In this multi-sided game, community opinion and information transparency are likely to be decisive variables. If Polymarket can clearly disclose ways funds are utilized, the scale of interest, and distribution logic, while providing users with verifiable oversight and avenues for voice, then the "interest business" has the opportunity to evolve into a long-term structure beneficial to the platform, users, and capital. Conversely, if the platform tends to keep key data and mechanisms locked in black boxes for an extended period, the external parties are bound to interpret its motives through the worst assumptions. Once this breach of trust is formed, it will escalate from mere fee disputes to fundamental divisions at the level of values and governance structures.

How Interest is Distributed Will Determine the Height of the Narrative

Ultimately, all conjectures surrounding Polymarket's potential proprietary priced assets point to the same ambition: transforming from a prediction market entry primarily relying on transaction fees into a financial platform with interest income as its core pillar. The approximately $1.25 billion in suspended funds in user wallets, along with the corresponding potential interest income of about $54 million annually, makes this transformation no longer merely a theoretical discussion but a realistic option supported by data.

However, the key that will determine how far this path can go lies not in whether the technical details are flashy, but in how the platform designs revenue distribution mechanisms, shapes a sense of fairness, and reconstructs the trust structure. Interest can be a source of profit for the platform, a long-term incentive for users, and a bond for governance participation and shared risks. The final choice of which combination to adopt will directly influence Polymarket's role positioning in the coming years: whether it will be seen as a new high-profit intermediary or become the infrastructure that both users and capital willingly bind to long-term.

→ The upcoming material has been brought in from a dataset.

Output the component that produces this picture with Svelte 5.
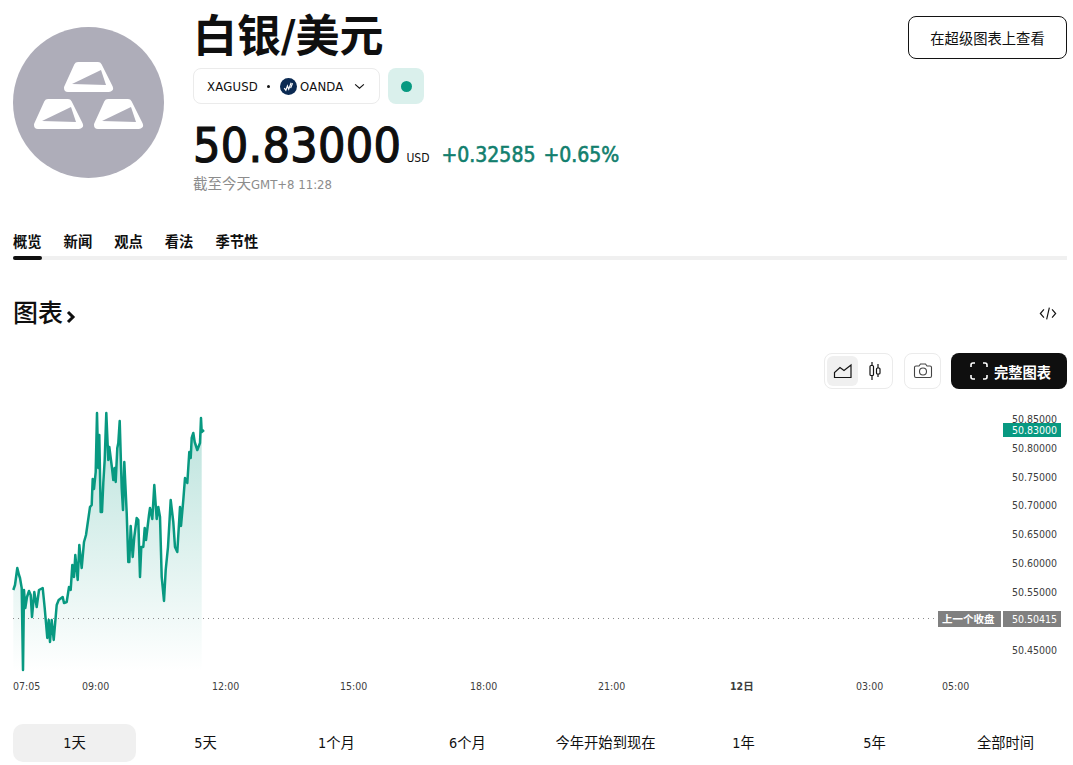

If Polymarket opts for a path that leans towards user win-win when officially launching related products—ensuring the sustainable development of the platform while allowing interest benefits to flow back to users and contributors under transparent rules—it has the opportunity to establish a new industry paradigm in the prediction market track, potentially becoming a model for the "interest-driven application" sector. Conversely, if the platform tightly holds onto interest income without sufficient openness and feedback mechanisms, it may trigger another round of user exits and community forks, turning the current valuation premium into a trust discount in the next stage.